-2

I have been working on this project for a couple months - taking some generated xls and xlsx documents and using a combo of the csv module and pandas (python) to rearrange the whole order of the data so it will be appropriate for manual upload to a system that requires a certain data order for correct import.

no stress. There are several different documents with their own original structure as well as many templates for the import. Besides the data rearranging, I have also needed to add some internal codes to some of the documents that we need for local student work management and rename some columns to match the import requirements. I have all this working, but all my efforts to code something that takes student names and instructor names, currently listed as [lastname,firstname], NEED to be [lastname, firstname] with a SPACE added in the name after the comma before the first line.

I have messed around with a for loop using regex and something as simple as

df.replace(',', ', ', regex=True) 

OR

df["Column Name"].str.replace(',', ', ') (which I think is way wrong, but tried it anyway)

What else might I try to accomplish what I would think of as being simple. Nothing seems to be working. I am running the script, I get no errors, and yet this change is not being made. I have looked all over stackoverflow, but am not having success.

thank you in advance

jyssyl
  • 13
  • 7
  • 2
    So many words, so little really useful information. Please check [ask]. Show [mre], incl. sample data.

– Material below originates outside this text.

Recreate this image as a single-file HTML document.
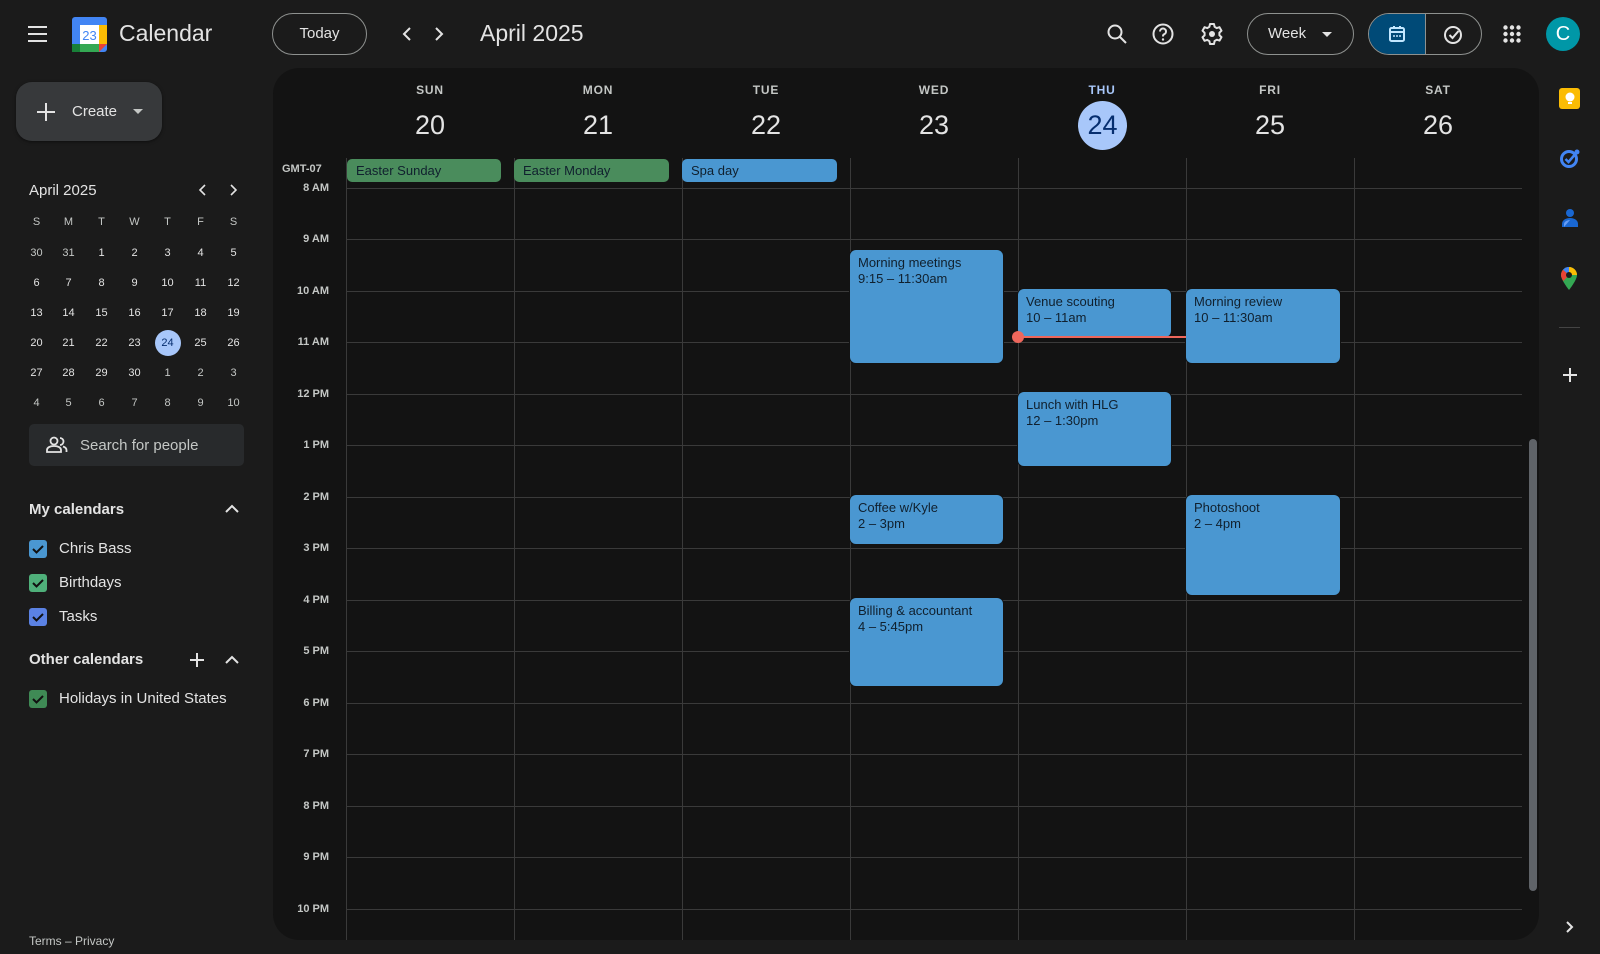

Check [how to make good reproducible pandas examples](https://stackoverflow.com/q/20109391/4046632) – buran Nov 29 '21 at 13:53
  • 2
    You might just need to set the default `inplace=False` argument to `inplace=True` – Andre Nov 29 '21 at 13:54
  • 2
    Also, both your code snippets don't work inline. – buran Nov 29 '21 at 13:54

2 Answers2

1

You could use a regular expression to ensure there is always just one space:

import pandas as pd
import re

data = [['flintstone,fred'], ['flintstone, wilma'], ['rubble,     barney']]
df = pd.DataFrame(data, columns=['Name'])
df['Name'] = df['Name'].str.replace(', *', ', ', regex=True)

print(df)

Giving you:

                Name
0   flintstone, fred
1  flintstone, wilma
2     rubble, barney
Martin Evans
  • 45,791
  • 17
  • 81
  • 97
0

Replace will return a new dataframe, if you are doing other operation on that df try:

df = df.replace(',', ', ')

Otherwise try to add more line of your code to show what you do after the replace operation.

mucio
  • 7,014
  • 1
  • 21
  • 33